Contributing¶
Setting up your environment¶
First of all, build yourself a nice clean virtual environment using the
venv
module (or virtualenv if you must). Then pull in the
requirements:
sphinx-swagger$ python3 -mvenv env
sphinx-swagger$ env/bin/pip install -qr requires/development.txt
Then you can test the package using the embedded sample package starting with the same pattern:
sphinx-swagger$ cd sample
sample$ python3 -mvenv env
sample$ env/bin/python setup.py develop
sample$ env/bin/pip install -e ..
sample$ env/bin/sphinx-build -b swagger -d build/tmp docs sample
sample$ env/bin/python sample/app.py
This will run the Tornado stack and serve the API definition at
/swagger.json
on port 8888 – http://localhost:8888/swagger.json
You can use the Swagger UI to browse the generated documentation in a web
browser as well:
sample$ git clone git@github.com:swagger-api/swagger-ui.git
sample$ open swagger-ui/dist/index.html
Point it at the Tornado application on localhost and you should get a nice way to browse the API.
Seeing Changes¶
If you followed the installation instructions above, then you have a locally running Tornado application that is serving a API definition and a local version of the Swagger UI running.
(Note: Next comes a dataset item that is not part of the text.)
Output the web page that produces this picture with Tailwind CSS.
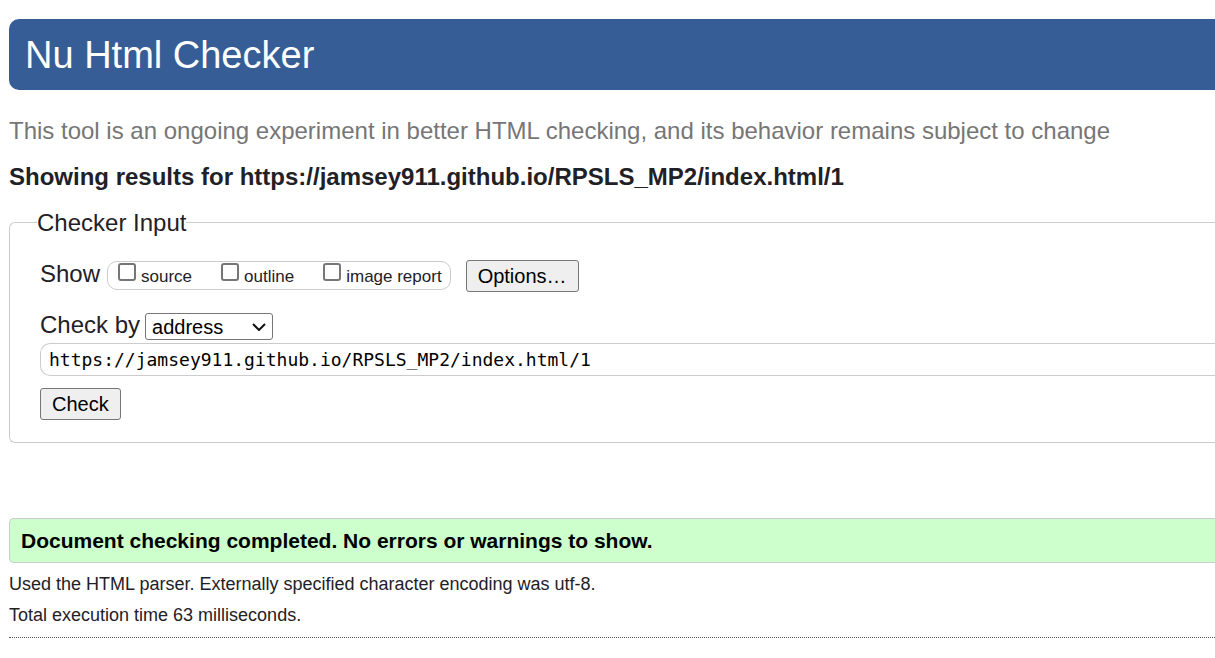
<!DOCTYPE html>
<html lang="en">
<head>
<meta charset="utf-8">
<meta name="viewport" content="width=device-width, initial-scale=1">
<title>Nu Html Checker</title>
<script src="https://cdn.jsdelivr.net/npm/@tailwindcss/browser@4"></script>
</head>
<body class="bg-white pt-[19px] pl-[9px] font-['Liberation_Sans',Arial,sans-serif] text-[#1f2126]">
<header class="flex h-[71px] items-center rounded-l-[10px] bg-[#365d95] px-4">
  <h1 class="text-[38px] leading-10 text-white">Nu Html Checker</h1>
</header>
<main>
  <p class="mt-[26px] text-[24px] leading-[30px] text-[#767676]">This tool is an ongoing experiment in better HTML checking, and its behavior remains subject to change</p>
  <h2 class="mt-4 text-[24px] leading-[30px] font-bold">Showing results for https://jamsey911.github.io/RPSLS_MP2/index.html/1</h2>
  <form onsubmit="return false">
    <fieldset class="mt-4 rounded-l-md border border-r-0 border-[#ccc] pb-[22px] pl-[30px]">
      <legend class="-ml-[3px] text-[24px] leading-[29px]">Checker Input</legend>
      <div class="mt-[23px] flex items-start">
        <span class="text-[24px] leading-7">Show</span>
        <div class="mt-px ml-[7px] flex h-[29px] items-start rounded-[10px] border border-[#ccc] pt-px pr-2 pl-[10px] text-[17px] leading-5">
          <label class="flex items-start gap-[5px]"><input type="checkbox" class="size-[18px] appearance-none rounded-[3px] border-2 border-[#767676] bg-white"><span class="pt-1">source</span></label>
          <label class="ml-[29px] flex items-start gap-[5px]"><input type="checkbox" class="size-[18px] appearance-none rounded-[3px] border-2 border-[#767676] bg-white"><span class="pt-1">outline</span></label>
          <label class="ml-[29px] flex items-start gap-[5px]"><input type="checkbox" class="size-[18px] appearance-none rounded-[3px] border-2 border-[#767676] bg-white"><span class="pt-1">image report</span></label>
        </div>
        <button type="button" class="ml-[15px] h-8 rounded-[3px] border border-[#767676] bg-[#efefef] px-[11px] text-[20px] leading-7 text-black">Options…</button>
      </div>
      <div class="mt-[18px] flex items-end">
        <label for="by" class="text-[24px] leading-[30px]">Check by</label>
        <div class="ml-[5px] grid items-center">
          <select id="by" class="col-start-1 row-start-1 h-[27px] w-32 appearance-none rounded-[3px] border border-[#767676] bg-white pl-[6px] text-[20px] leading-6 text-black"><option>address</option><option>file upload</option><option>text input</option></select>
          <svg class="pointer-events-none col-start-1 row-start-1 mr-[7px] h-2 w-[14px] justify-self-end" viewBox="0 0 14 8" fill="none" stroke="#101010" stroke-width="2"><path d="M1 1 L7 7 L13 1"/></svg>
        </div>
      </div>
      <input type="url" aria-label="Address" value="https://jamsey911.github.io/RPSLS_MP2/index.html/1" class="mt-[3px] block h-[33px] w-full rounded-l-[10px] border border-r-0 border-[#ccc] px-2 font-['DejaVu_Sans_Mono',monospace] text-[18px] text-black">
      <button type="submit" class="mt-3 h-8 rounded-[3px] border border-[#767676] bg-[#efefef] px-[11px] text-[20px] leading-7 text-black">Check</button>
    </fieldset>
  </form>
  <section>
    <p class="mt-[75px] rounded-l-[5px] border border-r-0 border-[#ccc] bg-[#ccffcc] py-[9px] pl-[11px] text-[21px] leading-[25px] font-bold text-black">Document checking completed. No errors or warnings to show.</p>
    <p class="mt-[9px] text-[18px] leading-6">Used the HTML parser. Externally specified character encoding was utf-8.</p>
    <p class="mt-[7px] text-[18px] leading-6">Total execution time 63 milliseconds.</p>
  </section>
  <hr class="mt-[10px] border-t border-dotted border-[#555]">
</main>
</body>
</html>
Changes to the Sphinx extension can be easily tested by running the sphinx-build command in the sample directory. The swagger.json file will be regenerated and picked up the next time that it is requested from the UI.
Giving it Back¶
Once you have something substantial that you would like to contribute back to the extension, push your branch up to github.com and issue a Pull Request against the main repository.